On his part Commissioner Fule added that the European Commission had taken into account the verdict as well as the actions of the Croatian government, which however had nothing to do with the negotiations process. The full cooperation with the tribunal is in the framework of Chapter 23 Justice and Fundamental Rights, which is still not closed.
And if after the Association Council the political message is again clear - Croatia must be a member of the EU for long-term benefits for regional stability, the message conveyed during the Joint Interparliamentary session between the European Parliament and the parliaments of the Western Balkans last week, said that politicians in the Balkans still had not learnt from the problems which Bulgaria and Romania created and will have to aim higher.

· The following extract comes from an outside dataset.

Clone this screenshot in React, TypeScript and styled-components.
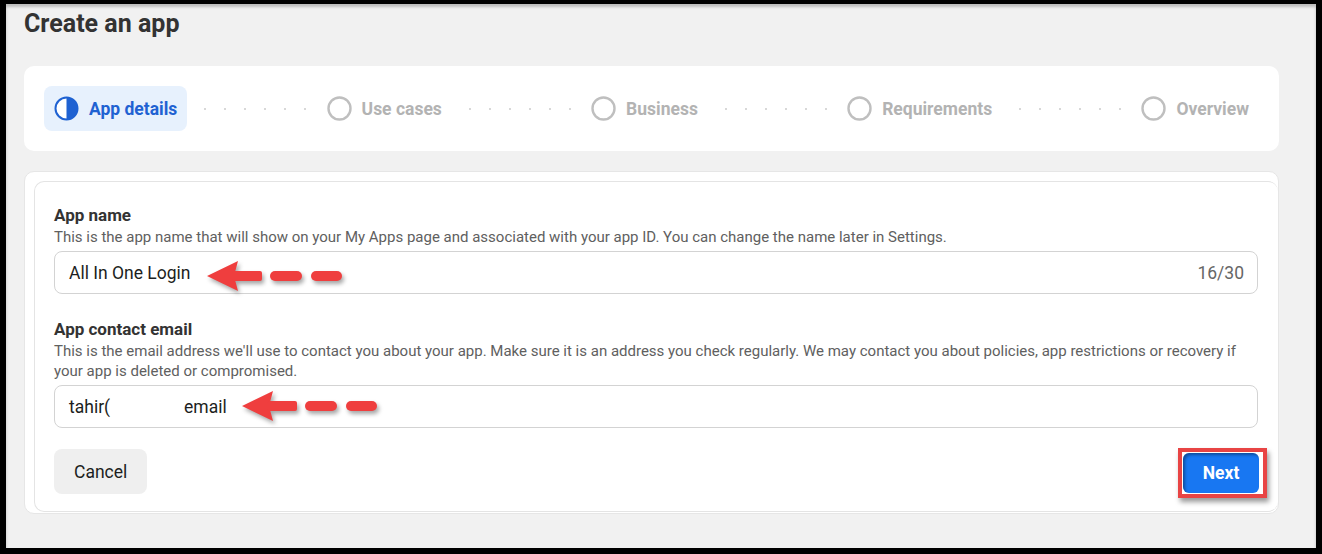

In the same sense spoke Commissioner Fule, commenting on a journalist's question on when Serbia could be expected to receive a candidate country status.
To this Fule again recalled that there should not be a distinction between beginning of negotiations and receiving a candidate status. "The politicians in the Western Balkans should aim high and be ambitious in the reform process instead of dividing this important step into two - first candidacy and then opening of the accession process".
And we can add that Balkan politicians should learn one more thing - dates in themselves mean nothing. What is essential is substance, what has indeed been done, not for the sake of Brussels or someone else, but for the sake of citizens. Something which politicians in Bulgaria have still not learnt in spite the fact that five years have passed since Bulgaria joined the European Union.